Brandi Carlile bears her soul in song, and she does so in her new memoir, Broken Horses, too. But listening to herself talk? That's something she simply can't do.

Carlile narrates and recorded dozens of songs for the audiobook version of Broken Horses, but now that the project is complete, the singer-songwriter says, she'll never listen back to it.

"It was fine doing it, but I will never listen to it," Carlile tells Seth Meyers on his late-night talk show. "I can't listen to the sound of my own voice ... Doesn't it sound different in your head than it does when you say it out loud?"

Funny enough, that anxiety doesn't extend to her singing voice, Carlile admits: "I actually quite like listening to myself sing," she tells Meyers. "I have a healthy self-esteem about my singing voice."

Carlile recorded more than 30 songs for the Broken Horses audiobook. Some are originals, while others are covers of songs that are important to her -- for example, "Dolly Parton's "Coat of Many Colors."

"That song's always been really important to me, since I was a kid," Carlile tells Kelly Clarkson during a recent episode of her talk show. "For me, it was just that she's wearing this coat ... and she's poor and she doesn't have clothes that look like the other kids' clothes, but she knows there's something special about this coat, and she knows there's something special about her that other kids just hadn't figured out yet ...

"I would put that on, and I knew that I was different and people didn't get it yet, right away, but that eventually they would," explains Carlile, who is gay and who, like Parton, grew up poor, in rural Washington State.

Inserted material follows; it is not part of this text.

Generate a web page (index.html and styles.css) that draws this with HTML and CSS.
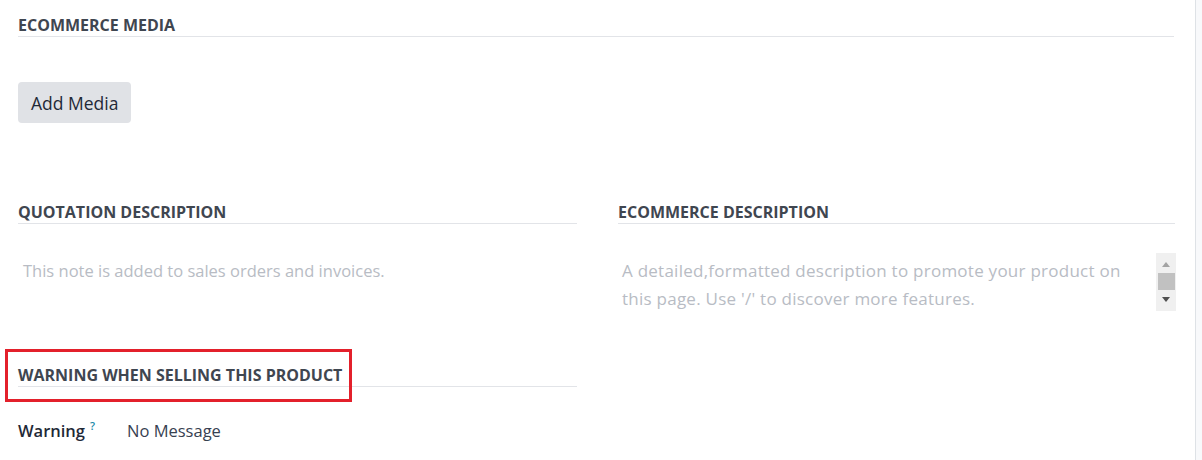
FILE: index.html
```html
<!DOCTYPE html>
<html>
<head>
<meta charset="utf-8">
<link rel="stylesheet" href="styles.css">
</head>
<body>
<div class="page">
  <div class="main">
    <div class="sep first"><span>Ecommerce Media</span></div>
    <div class="media-row">
      <button class="btn-media">Add Media</button>
    </div>
    <div class="cols">
      <div class="col">
        <div class="sep"><span>Quotation Description</span></div>
        <div class="note">This note is added to sales orders and invoices.</div>
        <div class="warn-wrap">
          <div class="sep"><span>Warning when Selling this Product</span></div>
          <div class="highlight"></div>
        </div>
        <div class="field">
          <span class="label">Warning<sup class="help">?</sup></span>
          <span class="value">No Message</span>
        </div>
      </div>
      <div class="col">
        <div class="sep"><span>Ecommerce Description</span></div>
        <div class="ecom">
          <div class="ecom-text">A detailed,formatted description to promote your product on this page. Use '/' to discover more features.</div>
          <div class="scrollbar">
            <svg class="arr up" width="8" height="5" viewBox="0 0 8 5"><path d="M4 0L8 5H0Z" fill="#a3a3a3"/></svg>
            <div class="thumb"></div>
            <svg class="arr down" width="8" height="5" viewBox="0 0 8 5"><path d="M0 0H8L4 5Z" fill="#505050"/></svg>
          </div>
        </div>
      </div>
    </div>
  </div>
  <div class="side"></div>
</div>
</body>
</html>
```
FILE: styles.css
```css
html, body {
  margin: 0;
  padding: 0;
  background: #ffffff;
}
body {
  font-family: "Open Sans", "Noto Sans", sans-serif;
  color: #374151;
}
.page {
  display: flex;
  height: 460px;
  overflow: hidden;
}
.main {
  width: 1196px;
  box-sizing: border-box;
  border-right: 1px solid #dee2e6;
  padding: 0 21px 0 18px;
}
.side {
  flex: 1;
  background: #f8f9fb;
}
.sep {
  border-bottom: 1px solid #e2e4e8;
  font-size: 16px;
  font-weight: 700;
  text-transform: uppercase;
  color: #3f4650;
  line-height: 22px;
  padding-bottom: 0;
}
.sep.first {
  margin-top: 14px;
}
.media-row {
  padding-top: 45px;
  height: 41px;
}
.btn-media {
  display: block;
  height: 41px;
  padding: 0 13px;
  border: none;
  border-radius: 4px;
  background: #e0e2e6;
  color: #1f2937;
  font-family: inherit;
  font-size: 17.5px;
  font-weight: 500;
  cursor: pointer;
}
.cols {
  display: grid;
  grid-template-columns: 559px 557px;
  column-gap: 41px;
  margin-top: 78px;
}
.note {
  color: #b8bcc4;
  font-size: 16.5px;
  padding: 33px 0 0 5px;
  line-height: 28px;
  height: 60px;
}
.warn-wrap {
  position: relative;
  margin-top: 47px;
}
.highlight {
  position: absolute;
  left: -13px;
  top: -15px;
  width: 347px;
  height: 53px;
  box-sizing: border-box;
  border: 3px solid #e3202b;
  pointer-events: none;
}
.field {
  display: flex;
  align-items: baseline;
  margin-top: 32px;
  font-size: 16.5px;
}
.label {
  width: 109px;
  font-weight: 600;
  color: #1f2937;
}
.help {
  color: #1a8aa8;
  font-size: 11px;
  margin-left: 5px;
  font-weight: 600;
  vertical-align: 7px;
  line-height: 0;
}
.value {
  color: #374151;
}
.ecom {
  display: flex;
  justify-content: space-between;
  margin-top: 29px;
}
.ecom-text {
  color: #b8bcc4;
  font-size: 17px;
  letter-spacing: 0.25px;
  line-height: 28px;
  padding: 4px 0 0 4px;
  width: 510px;
}
.scrollbar {
  width: 20px;
  height: 58px;
  margin-right: -1px;
  background: #f0f0f0;
  display: flex;
  flex-direction: column;
  align-items: center;
  box-sizing: border-box;
  padding-top: 9px;
}
.thumb {
  width: 17px;
  height: 17px;
  margin-top: 6px;
  background: #c1c1c1;
}
.arr {
  display: block;
}
.arr.down {
  margin-top: 7px;
}
```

Carlile's Broken Horses, which debuted on April 6, earned the No. 1 spot on the New York Times' list of best-selling non-fiction books. While Carlile has won multiple Grammy Awards and other honors for her music, she admits that writing so candidly about her life for her memoir was a different sort of task.

"You can write these songs, and you're shrouded in metaphor and analogy and all these different things, and that's not what comes out when you write a book, you know?" she tells Meyers. "I had to sort of strip away all that metaphor, and it's always gonna be a little scary, I think."

Music-wise, Carlile says her next album is complete. She has not, however, shared release details for the project.